Tesla shares gapped higher and showed increased upside momentum after the company’s Q2 sales report was released. The stock is trading around $280/share at the moment and may be poised to break the previous highs on stronger data.
However, stochastic is already moving down from the overbought zone, suggesting that the rallies are already overdone. RSI has also reached the overbought region but hasn’t quite crossed down yet, which means that the stock could still head further north.
Meanwhile, the 100 SMA is starting to cross above the longer-term 200 SMA, confirming that further gains are likely. Should this crossover fail to materialize, Tesla shares could still consolidate near the recent highs before gaining enough momentum for an upside break. A return in selling pressure might lead to a selloff to the nearby support at $260/share.
Tesla Shares Outlook
According to the company’s latest sales report, deliveries of the Tesla Model S car drove sales up by 52% for the quarter, suggesting positive momentum ahead of the Model X launch. Tesla sold 11,507 Model S sedans for the three months that ended June 30, a company record. The global sales results were better than the 10,000 to 11,000 forecast the company had given during its Q1 earnings release.

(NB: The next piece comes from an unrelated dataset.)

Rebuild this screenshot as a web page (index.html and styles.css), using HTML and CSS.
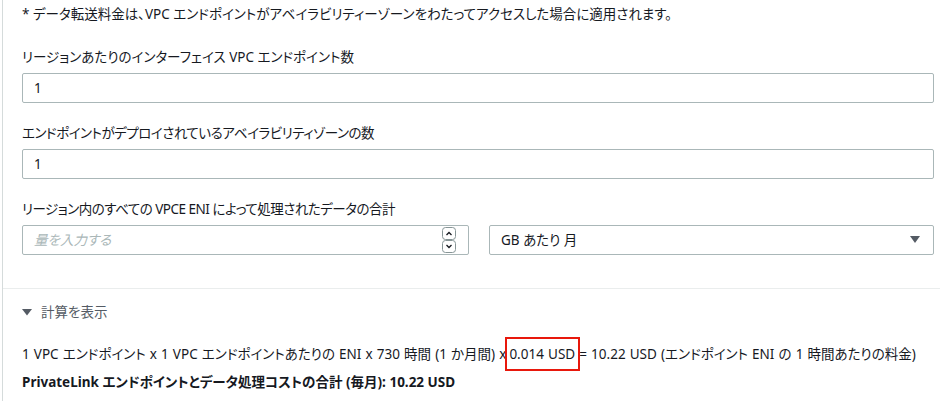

This suggests positive revenues for the company’s Q2 earnings report, which would mark a strong recovery from the $154 million in losses for the first quarter. Analysts are seeing substantial upside for Tesla shares if the report surprises to the upside as well.
In addition, these also suggest that Tesla shares are able to recover after the oil price slump, which managed to hurt sales of electronic cars in the first few months of the year. The average Tesla sells for around $100,000 based on the company’s financial reports, which suggests an additional $50 million to $100 million in revenues.